■ OBJECTIVE: Copy out the material below in full, but not its images.

START

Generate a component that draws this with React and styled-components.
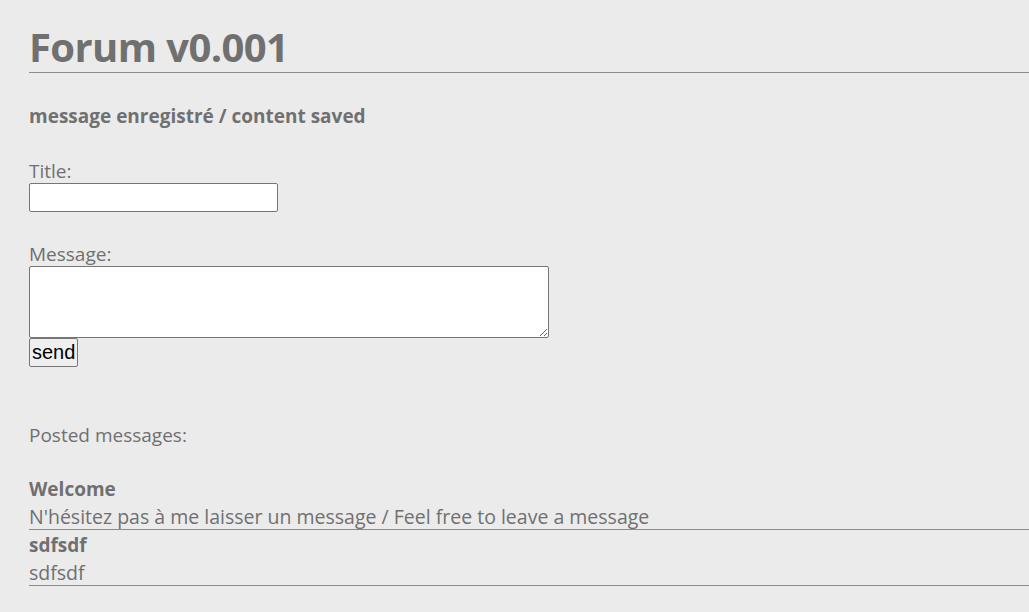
import styled, { createGlobalStyle } from "styled-components";

const GlobalStyle = createGlobalStyle`
    html, body {
        margin: 0;
        padding: 0;
        background-color: #ebebeb;
    }
    body {
        font-family: "Open Sans", "Noto Sans", sans-serif;
        color: #707070;
    }
`;

const messages = [
    { title: 'Welcome', body: "N'hésitez pas à me laisser un message / Feel free to leave a message" },
    { title: 'sdfsdf', body: 'sdfsdf' },
];

const App = () => {
    return (
        <>
            <GlobalStyle />
            <Page>
                <Title>Forum v0.001</Title>
                <Notice>message enregistré / content saved</Notice>

                <Form onSubmit={(e) => e.preventDefault()}>
                    <Label htmlFor="title">Title:</Label>
                    <TextInput id="title" type="text" />
                    <Label htmlFor="message" $gap>Message:</Label>
                    <TextArea id="message" />
                    <SendButton type="submit">send</SendButton>
                </Form>

                <SectionLabel>Posted messages:</SectionLabel>

                <MessageList>
                    {
                        messages.map((msg, index) => (
                            <MessageItem key={index}>
                                <MessageTitle>{msg.title}</MessageTitle>
                                <MessageBody>{msg.body}</MessageBody>
                            </MessageItem>
                        ))
                    }
                </MessageList>
            </Page>
        </>
    );
};

const Page = styled.div`
    padding: 22px 0 20px 29px;
`;

const Title = styled.h1`
    margin: 0;
    font-size: 40px;
    font-weight: 700;
    letter-spacing: -0.6px;
    line-height: 50px;
    color: #707070;
    border-bottom: 1px solid #8c8c8c;
`;

const Notice = styled.p`
    margin: 29px 0 0;
    font-size: 19px;
    font-weight: 700;
    line-height: 28px;
`;

const Form = styled.form`
    display: flex;
    flex-direction: column;
    align-items: flex-start;
    margin-top: 29px;
`;

const Label = styled.label`
    font-size: 19px;
    line-height: 24px;
    margin-top: ${(props) => props.$gap ? '30px' : '0'};
`;

const TextInput = styled.input`
    box-sizing: border-box;
    width: 249px;
    height: 29px;
    margin: 0;
    border: 1px solid #767676;
    border-radius: 2px;
    background: #fff;
`;

const TextArea = styled.textarea`
    box-sizing: border-box;
    width: 520px;
    height: 72px;
    margin: 0;
    border: 1px solid #767676;
    border-radius: 2px;
    background: #fff;
`;

const SendButton = styled.button`
    box-sizing: border-box;
    height: 29px;
    padding: 0 2px;
    font-family: "Liberation Sans", Arial, sans-serif;
    font-size: 20px;
    color: #000;
    background-color: #efefef;
    border: 1px solid #767676;
    border-radius: 2px;
`;

const SectionLabel = styled.p`
    margin: 54px 0 0;
    font-size: 19px;
    line-height: 28px;
`;

const MessageList = styled.div`
    margin-top: 25px;
`;

const MessageItem = styled.div`
    border-bottom: 1px solid #8c8c8c;
`;

const MessageTitle = styled.div`
    font-size: 19px;
    font-weight: 700;
    line-height: 30px;
`;

const MessageBody = styled.div`
    font-size: 19.5px;
    line-height: 25px;
`;

export default App;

END

■ ANSWER:
Generate a component that draws this with React and styled-components.
import styled, { createGlobalStyle } from "styled-components";

const GlobalStyle = createGlobalStyle`
    html, body {
        margin: 0;
        padding: 0;
        background-color: #ebebeb;
    }
    body {
        font-family: "Open Sans", "Noto Sans", sans-serif;
        color: #707070;
    }
`;

const messages = [
    { title: 'Welcome', body: "N'hésitez pas à me laisser un message / Feel free to leave a message" },
    { title: 'sdfsdf', body: 'sdfsdf' },
];

const App = () => {
    return (
        <>
            <GlobalStyle />
            <Page>
                <Title>Forum v0.001</Title>
                <Notice>message enregistré / content saved</Notice>

                <Form onSubmit={(e) => e.preventDefault()}>
                    <Label htmlFor="title">Title:</Label>
                    <TextInput id="title" type="text" />
                    <Label htmlFor="message" $gap>Message:</Label>
                    <TextArea id="message" />
                    <SendButton type="submit">send</SendButton>
                </Form>

                <SectionLabel>Posted messages:</SectionLabel>

                <MessageList>
                    {
                        messages.map((msg, index) => (
                            <MessageItem key={index}>
                                <MessageTitle>{msg.title}</MessageTitle>
                                <MessageBody>{msg.body}</MessageBody>
                            </MessageItem>
                        ))
                    }
                </MessageList>
            </Page>
        </>
    );
};

const Page = styled.div`
    padding: 22px 0 20px 29px;
`;

const Title = styled.h1`
    margin: 0;
    font-size: 40px;
    font-weight: 700;
    letter-spacing: -0.6px;
    line-height: 50px;
    color: #707070;
    border-bottom: 1px solid #8c8c8c;
`;

const Notice = styled.p`
    margin: 29px 0 0;
    font-size: 19px;
    font-weight: 700;
    line-height: 28px;
`;

const Form = styled.form`
    display: flex;
    flex-direction: column;
    align-items: flex-start;
    margin-top: 29px;
`;

const Label = styled.label`
    font-size: 19px;
    line-height: 24px;
    margin-top: ${(props) => props.$gap ? '30px' : '0'};
`;

const TextInput = styled.input`
    box-sizing: border-box;
    width: 249px;
    height: 29px;
    margin: 0;
    border: 1px solid #767676;
    border-radius: 2px;
    background: #fff;
`;

const TextArea = styled.textarea`
    box-sizing: border-box;
    width: 520px;
    height: 72px;
    margin: 0;
    border: 1px solid #767676;
    border-radius: 2px;
    background: #fff;
`;

const SendButton = styled.button`
    box-sizing: border-box;
    height: 29px;
    padding: 0 2px;
    font-family: "Liberation Sans", Arial, sans-serif;
    font-size: 20px;
    color: #000;
    background-color: #efefef;
    border: 1px solid #767676;
    border-radius: 2px;
`;

const SectionLabel = styled.p`
    margin: 54px 0 0;
    font-size: 19px;
    line-height: 28px;
`;

const MessageList = styled.div`
    margin-top: 25px;
`;

const MessageItem = styled.div`
    border-bottom: 1px solid #8c8c8c;
`;

const MessageTitle = styled.div`
    font-size: 19px;
    font-weight: 700;
    line-height: 30px;
`;

const MessageBody = styled.div`
    font-size: 19.5px;
    line-height: 25px;
`;

export default App;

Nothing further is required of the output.